One of the sentences I heard most often was khuda ber worosh qilmasa, which means, “May there be no more wars.” Many quatrains told of women’s experiences during the wars. One of the women sang a quatrain about her young son who was killed in a battle in Kunduz. Young girls sang about schools and their desire to attend classes. Married women sang mostly about their husbands, children, and the oppression they faced in their husbands’ houses. Women listened to each other and nodded at the familiarity of the stories they heard through the songs. Sometimes, looking around, I would realize that I wasn’t the only one crying.

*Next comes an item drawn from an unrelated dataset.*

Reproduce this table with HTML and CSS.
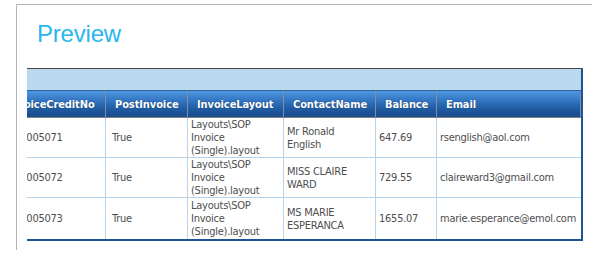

After four hours of listening to and recording music, I was told to get ready to leave because we had to be back home before sunset. The city became less secure at night, when the Taliban took over parts of it. I promised to return to the village, and after hugs and kisses from everyone we left the house. I spent most of the journey talking to my aunt about the content of the music, and I asked her the meaning of some of the Uzbeki words I hadn’t understood from the songs. The sorrowful history and astounding culture hidden in the simple quatrains and disyllabic words that I had heard during the day occupied my mind as I formulated a plan for the next day. I rested my head on the car window with the bright hope that more people would listen to this oral history; that the testimony of the harsh lives of women and the painful memories of war in these songs would not be forgotten and stolen by the greedy hands of death and extinction. When we arrived in the city, the sun was slowly hiding behind the fading mountains.